Modern Family, Homeland top Emmy Awards

To recap: Season 1 ended with bipolar CIA Agent Carrie Mathison (Claire Danes) in a manic flight as she tried one last time to prove that Marine Sgt. Nicholas Brody (Damian Lewis) had been turned into a terrorist during the eight years he spent as a prisoner of war. Although Carrie was right -- Brody indeed planned a suicide mission to assassinate the vice president on behalf of Abu Nazir -- Brody's attempt failed, making Carrie look all the more crazy.
Disgraced and losing control of her mental disorder, Carrie agreed to undergo short-term-memory-erasing electroconvulsive therapy. But just before the switch was thrown, she figured out Brody's connection to Issa, Nazir's son, and realized Brody's revenge-based motive for betraying his country.
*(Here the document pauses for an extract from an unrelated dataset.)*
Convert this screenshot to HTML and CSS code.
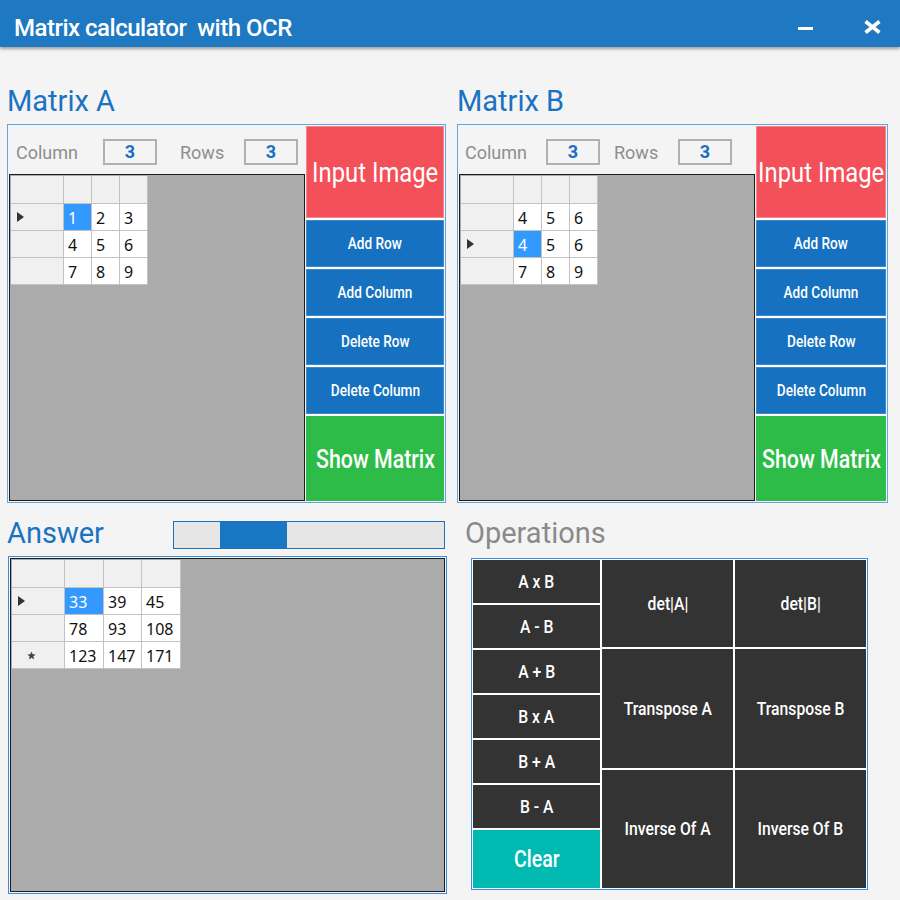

Naturally, that piece of intel will remain hidden in Carrie's mind for a while, and Season 2 begins with a peaceful Carrie audiences have never seen before. Similarly, things are looking up for Brody, who has patched things up with his wife Jessica (Morena Baccarin) and, after being elected to Congress, is on the verge of being chosen by Vice President Walden (Jamey Sheridan) as his running mate in the next election. But ongoing tensions in the Middle East soon upset the balance in both Carrie and Brody's lives.

VIDEO: Watch the first 20 minutes of Homeland Season 2

After a period of relative silence, Abu Nazir reaches out to Brody via a journalist (Zuleikha Robinson). He's given a mission that Brody believes violates the terms of their agreement at the end of Season 1. "He's started to convince himself that actually maybe it is possible that Nazir won't ask any more of him," Gansa says. "[Brody's] bargain with Nazir was, 'I'm not going to do any more overt acts of terrorism. I'm not blowing anybody up. I'm going to influence policy from within the halls of power.' [And] his functioning as a congressman has been incredibly rewarding to him personally and professionally. That all gets exploded in the first episode and puts Brody on a very slippery slope, which he'll be on for most of the season."
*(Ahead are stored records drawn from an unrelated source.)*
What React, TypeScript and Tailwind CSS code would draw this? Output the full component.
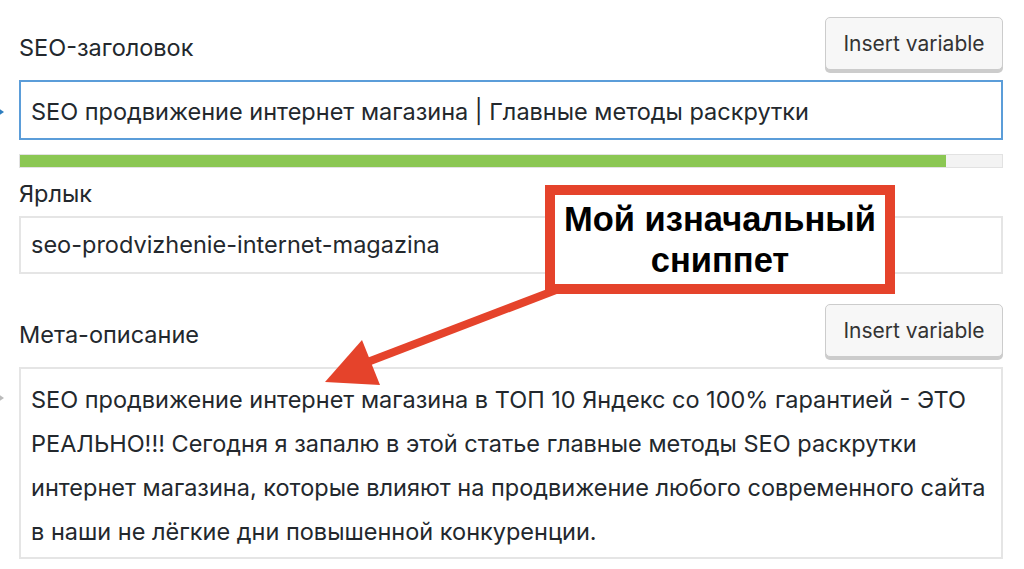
import React from 'react';

const font = { fontFamily: 'Inter, "Liberation Sans", Arial, sans-serif' };

const InsertButton: React.FC = () => (
  <button className="h-[53px] w-[178px] rounded-[5px] border border-[#cccccc] bg-[#f7f7f7] text-[21px] text-[#333] shadow-[0_3px_0_#cccccc]">
    Insert variable
  </button>
);

export default function App() {
  return (
    <div className="relative h-[569px] w-[1024px] overflow-hidden bg-white text-[#23282d]" style={font}>
      <div className="flex flex-col pl-[19px] pr-[21px] pt-[17px]">
        {/* SEO title */}
        <div className="flex items-end justify-between">
          <div className="pb-[5px] text-[23.5px] leading-[34px]">SEO-заголовок</div>
          <InsertButton />
        </div>
        <div className="relative mt-[10px]">
          <span className="absolute left-[-22px] top-[27px] h-0 w-0 border-y-[5px] border-l-[7px] border-y-transparent border-l-[#2e7ebf]" />
          <div className="flex h-[60px] items-center border-2 border-[#5b9dd9] px-[10px] pt-[3px] text-[23.5px]">
            SEO продвижение интернет магазина | Главные методы раскрутки
          </div>
        </div>
        <div className="mt-[14px] h-[14px] border border-[#e2e2e2] bg-[#f3f3f3]">
          <div className="h-full w-[94.3%] bg-[#8bc753]" />
        </div>

        {/* slug */}
        <div className="mt-[10px] text-[23.5px] leading-[32px]">Ярлык</div>
        <div className="mt-[6px] flex h-[58px] items-center border-2 border-[#e5e5e5] px-[10px] text-[23.5px]">
          seo-prodvizhenie-internet-magazina
        </div>

        {/* meta description */}
        <div className="mt-[30px] flex items-end justify-between">
          <div className="pb-[5px] text-[23.5px] leading-[34px]">Мета-описание</div>
          <InsertButton />
        </div>
        <div className="relative mt-[10px]">
          <span className="absolute left-[-22px] top-[26px] h-0 w-0 border-y-[5px] border-l-[7px] border-y-transparent border-l-[#bbbbbb]" />
          <div className="h-[192px] border-2 border-[#e5e5e5] px-[10px] pt-[9px] text-[23.5px] leading-[44px]">
            SEO продвижение интернет магазина в ТОП 10 Яндекс со 100% гарантией - ЭТО РЕАЛЬНО!!! Сегодня я запалю в этой статье главные методы SEO раскрутки интернет магазина, которые влияют на продвижение любого современного сайта в наши не лёгкие дни повышенной конкуренции.
          </div>
        </div>
      </div>

      {/* annotation arrow */}
      <svg className="pointer-events-none absolute left-0 top-0" width="1024" height="569">
        <line x1="556" y1="290" x2="352" y2="368" stroke="#e5432b" strokeWidth="8" />
        <polygon points="325,382 362,340 380,385" fill="#e5432b" />
      </svg>

      {/* callout */}
      <div className="absolute left-[545px] top-[185px] flex h-[109px] w-[350px] flex-col items-center justify-center border-[10px] border-[#e5432b] bg-white text-[34.5px] font-bold leading-[41px] text-black" style={{ fontFamily: '"Liberation Sans", Arial, sans-serif' }}>
        <span>Мой изначальный</span>
        <span>сниппет</span>
      </div>
    </div>
  );
}
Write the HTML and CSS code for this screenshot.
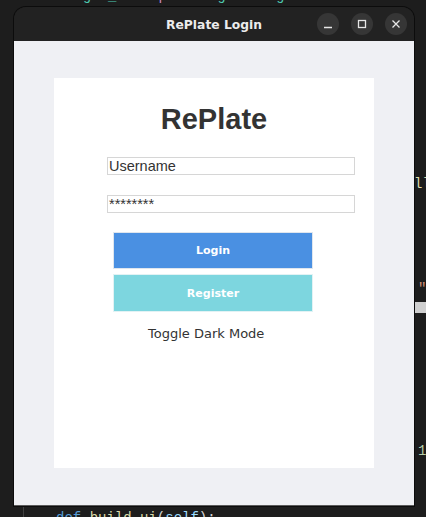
FILE: index.html
```html
<!DOCTYPE html>
<html>
<head>
<meta charset="utf-8">
<link rel="stylesheet" href="styles.css">
</head>
<body>
<div class="desktop">
  <div class="code code-top"><span class="kw">from</span> <span class="mod">login_bl</span> <span class="kw">import</span> <span class="mod">LoginManager</span></div>
  <div class="code code-bottom"><span class="def">def</span> <span class="fn">build_ui</span>(<span class="self">self</span>):</div>
  <div class="guide"></div>
  <div class="code frag frag-ll">ll</div>
  <div class="code frag frag-q">"</div>
  <div class="frag-box"></div>
  <div class="code frag frag-1">1</div>

  <div class="window">
    <div class="titlebar">
      <div></div>
      <div class="title">RePlate Login</div>
      <div class="controls">
        <span class="ctl"><svg width="22" height="22" viewBox="0 0 22 22"><line x1="7" y1="14.5" x2="15" y2="14.5" stroke="#e6e6e6" stroke-width="1.3"/></svg></span>
        <span class="ctl"><svg width="22" height="22" viewBox="0 0 22 22"><rect x="7.5" y="7.5" width="7" height="7" fill="none" stroke="#e6e6e6" stroke-width="1.3"/></svg></span>
        <span class="ctl"><svg width="22" height="22" viewBox="0 0 22 22"><path d="M7.5 7.5 L14.5 14.5 M14.5 7.5 L7.5 14.5" stroke="#e6e6e6" stroke-width="1.3"/></svg></span>
      </div>
    </div>
    <div class="content">
      <div class="card">
        <div class="brand">RePlate</div>
        <div class="entry">Username</div>
        <div class="entry pw">********</div>
        <div class="btn login">Login</div>
        <div class="btn register">Register</div>
        <div class="toggle">Toggle Dark Mode</div>
      </div>
    </div>
  </div>
</div>
</body>
</html>
```
FILE: styles.css
```css
html, body {
  margin: 0;
  padding: 0;
  background: #1d1d1d;
}
.desktop {
  position: relative;
  width: 426px;
  height: 517px;
  overflow: hidden;
  background: #1d1d1d;
}
.code {
  position: absolute;
  font-family: "Liberation Mono", monospace;
  font-size: 14px;
  line-height: 16px;
  white-space: pre;
  color: #d4d4d4;
}
.code-top { left: 24px; top: -12px; }
.code-bottom { left: 56px; top: 510px; }
.kw { color: #c586c0; }
.mod { color: #4ec9b0; }
.def { color: #569cd6; }
.fn { color: #dcdcaa; }
.self { color: #9cdcfe; }
.guide {
  position: absolute;
  left: 23px;
  top: 506px;
  width: 1px;
  height: 11px;
  background: #404040;
}
.frag-ll { left: 414px; top: 176px; color: #dcdcaa; }
.frag-q { left: 418px; top: 281px; color: #ce9178; }
.frag-1 { left: 418px; top: 443px; color: #b5cea8; }
.frag-box {
  position: absolute;
  left: 415px;
  top: 302px;
  width: 11px;
  height: 11px;
  background: #cfcfcf;
}
.window {
  position: absolute;
  left: 14px;
  top: 7px;
  width: 400px;
  height: 499px;
  display: flex;
  flex-direction: column;
  border-radius: 12px 12px 0 0;
  overflow: hidden;
  box-shadow: 0 0 0 1px #0c0c0c;
}
.titlebar {
  height: 34px;
  flex: none;
  background: #222222;
  display: grid;
  grid-template-columns: 1fr auto 1fr;
  align-items: center;
}
.title {
  font-family: "DejaVu Sans", sans-serif;
  font-weight: bold;
  font-size: 12.3px;
  color: #ececec;
  padding-top: 1px;
}
.controls {
  display: flex;
  justify-content: flex-end;
  gap: 12px;
  padding-right: 7px;
}
.ctl {
  width: 22px;
  height: 22px;
  border-radius: 50%;
  background: #363636;
  display: flex;
}
.content {
  flex: 1;
  background: #eff0f4;
  padding: 37px 40px;
  border-bottom: 1px solid #5a5a5a;
  display: flex;
}
.card {
  flex: 1;
  background: #ffffff;
}
.brand {
  margin-top: 24px;
  height: 34px;
  line-height: 34px;
  text-align: center;
  font-family: "Liberation Sans", sans-serif;
  font-weight: bold;
  font-size: 29px;
  color: #333333;
}
.entry {
  margin: 21px 0 0 53px;
  width: 245px;
  height: 16px;
  border: 1px solid #d6d6d6;
  font-family: "Liberation Sans", sans-serif;
  font-size: 14.5px;
  line-height: 16px;
  color: #333333;
  padding-left: 1px;
}
.entry.pw {
  margin-top: 20px;
}
.btn {
  margin-left: 59px;
  width: 198px;
  border: 1px solid #dfe6ee;
  color: #ffffff;
  font-family: "DejaVu Sans", sans-serif;
  font-weight: bold;
  font-size: 11px;
  display: flex;
  align-items: center;
  justify-content: center;
}
.login {
  margin-top: 19px;
  height: 35px;
  background: #4a90e2;
}
.register {
  margin-top: 5px;
  height: 36px;
  background: #7dd6df;
  border-color: #e2f2f4;
}
.toggle {
  margin-top: 14px;
  padding-left: 94px;
  font-family: "DejaVu Sans", sans-serif;
  font-size: 13px;
  line-height: 16px;
  color: #333333;
}
```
Nazir's plans also bring the terrorist leader to Beirut, where Carrie's former handler Saul (Mandy Patinkin) is now the station chief. When a former asset of Carrie's shows up with information about an attack on America, Saul reluctantly reaches out to Carrie for help. "He is torn between his personal and professional relationship to Carrie," Gansa says. "He knows how much it cost her last year. But at the same time, he's also got that intelligence bug. It's what he does. It's what he's dedicated his life to and in this particular instance there really isn't a choice."
And there isn't really a choice for Carrie either. "She's a dedicated intelligence officer whose whole life up to this point has been about protecting Americans," Gansa says. "When she hears that she could be instrumental in averting [an attack], that's a very powerful draw on her. She realizes the risks that it might pose to her own mental health, but she can't resist. It's what she does. It's what turns her on. It's her raison d'etre, and it's hard to turn your back on that. She's most alive when she's flying close to the sun."
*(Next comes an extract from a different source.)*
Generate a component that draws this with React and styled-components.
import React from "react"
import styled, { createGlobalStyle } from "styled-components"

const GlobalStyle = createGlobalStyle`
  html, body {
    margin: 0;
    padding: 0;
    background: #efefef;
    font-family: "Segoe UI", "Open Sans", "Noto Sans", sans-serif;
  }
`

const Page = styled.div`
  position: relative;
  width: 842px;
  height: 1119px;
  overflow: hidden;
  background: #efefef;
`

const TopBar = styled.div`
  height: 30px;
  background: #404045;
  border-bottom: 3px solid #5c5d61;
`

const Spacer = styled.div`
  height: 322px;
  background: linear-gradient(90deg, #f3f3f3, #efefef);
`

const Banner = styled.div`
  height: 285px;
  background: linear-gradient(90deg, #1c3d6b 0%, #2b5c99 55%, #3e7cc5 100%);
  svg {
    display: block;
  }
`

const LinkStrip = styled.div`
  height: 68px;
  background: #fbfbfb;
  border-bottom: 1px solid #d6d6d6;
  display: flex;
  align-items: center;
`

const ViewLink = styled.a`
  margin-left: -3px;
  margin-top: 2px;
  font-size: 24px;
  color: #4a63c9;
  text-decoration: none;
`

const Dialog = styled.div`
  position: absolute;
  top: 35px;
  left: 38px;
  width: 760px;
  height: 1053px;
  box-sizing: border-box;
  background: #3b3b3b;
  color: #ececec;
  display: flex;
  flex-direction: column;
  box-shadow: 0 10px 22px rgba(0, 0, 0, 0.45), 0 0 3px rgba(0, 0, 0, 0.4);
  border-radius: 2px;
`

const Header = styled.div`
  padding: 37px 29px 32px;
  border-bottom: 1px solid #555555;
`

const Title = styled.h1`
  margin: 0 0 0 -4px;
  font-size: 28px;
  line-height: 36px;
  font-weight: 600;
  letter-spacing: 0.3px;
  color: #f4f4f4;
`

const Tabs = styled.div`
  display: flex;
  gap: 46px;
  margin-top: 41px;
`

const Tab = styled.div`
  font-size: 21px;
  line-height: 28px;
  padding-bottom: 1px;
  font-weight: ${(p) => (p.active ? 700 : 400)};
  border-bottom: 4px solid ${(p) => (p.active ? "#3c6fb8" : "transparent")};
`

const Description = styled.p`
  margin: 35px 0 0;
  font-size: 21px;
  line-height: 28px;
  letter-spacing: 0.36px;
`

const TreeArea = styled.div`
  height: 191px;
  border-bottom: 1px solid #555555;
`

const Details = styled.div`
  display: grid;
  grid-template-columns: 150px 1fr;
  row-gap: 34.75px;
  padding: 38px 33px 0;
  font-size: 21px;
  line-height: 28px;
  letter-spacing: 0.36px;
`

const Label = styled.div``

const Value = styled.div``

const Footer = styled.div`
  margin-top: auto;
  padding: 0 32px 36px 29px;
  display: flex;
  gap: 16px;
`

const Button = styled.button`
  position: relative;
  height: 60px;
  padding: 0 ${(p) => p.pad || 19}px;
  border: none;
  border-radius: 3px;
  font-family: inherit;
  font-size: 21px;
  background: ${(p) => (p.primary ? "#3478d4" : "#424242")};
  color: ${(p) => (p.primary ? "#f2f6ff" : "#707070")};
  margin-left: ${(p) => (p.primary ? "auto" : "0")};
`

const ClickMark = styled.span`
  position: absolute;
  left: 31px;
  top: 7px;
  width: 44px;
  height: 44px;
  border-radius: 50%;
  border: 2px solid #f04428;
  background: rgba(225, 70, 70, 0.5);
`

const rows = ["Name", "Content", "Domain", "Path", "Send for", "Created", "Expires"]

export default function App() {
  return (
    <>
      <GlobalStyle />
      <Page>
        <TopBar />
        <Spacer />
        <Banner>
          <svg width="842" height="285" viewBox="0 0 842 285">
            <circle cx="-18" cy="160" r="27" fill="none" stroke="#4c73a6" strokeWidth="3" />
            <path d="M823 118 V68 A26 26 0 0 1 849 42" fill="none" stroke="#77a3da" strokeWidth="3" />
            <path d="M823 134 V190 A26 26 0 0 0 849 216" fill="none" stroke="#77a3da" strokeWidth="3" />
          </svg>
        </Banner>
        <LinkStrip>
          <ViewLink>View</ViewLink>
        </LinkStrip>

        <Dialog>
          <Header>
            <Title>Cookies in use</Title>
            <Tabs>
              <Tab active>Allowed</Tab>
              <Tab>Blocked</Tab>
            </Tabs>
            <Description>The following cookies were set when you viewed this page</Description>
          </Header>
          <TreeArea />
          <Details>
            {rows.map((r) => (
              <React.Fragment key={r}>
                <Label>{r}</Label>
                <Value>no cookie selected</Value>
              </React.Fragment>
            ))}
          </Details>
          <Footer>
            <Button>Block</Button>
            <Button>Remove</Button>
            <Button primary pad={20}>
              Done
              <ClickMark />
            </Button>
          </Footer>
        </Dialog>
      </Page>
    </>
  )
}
Homeland Scoop: Will Carrie regain her memory?

Even though they can't know it, Carrie and Brody are once again on a collision course. As for the moment they meet again? "I think it's the most charged moment we've done so far," Gansa says with glee. "Carrie clearly remembers what happened to her. She remembers who Brody is. She remembers the fact that she suspected Brody, and she's convinced that she was wrong about him."But she may not stay convinced very long. "We now know who Brody is, why he is what he is, and what he planned to do last season," Gansa says. "We're going to have to put Brody in another situation where he is pressure-cooked. And it opens up an entirely new possibility for how Carrie and Brody are going to relate to each other."

But the big question remains: Will Carrie once again fly too close to the sun? "It's kind of the point of the whole season in a way," Gansa says. "Carrie is going to have some very, very difficult choices to make by the end of this season."

Homeland premieres Sunday at 10/9c on Showtime.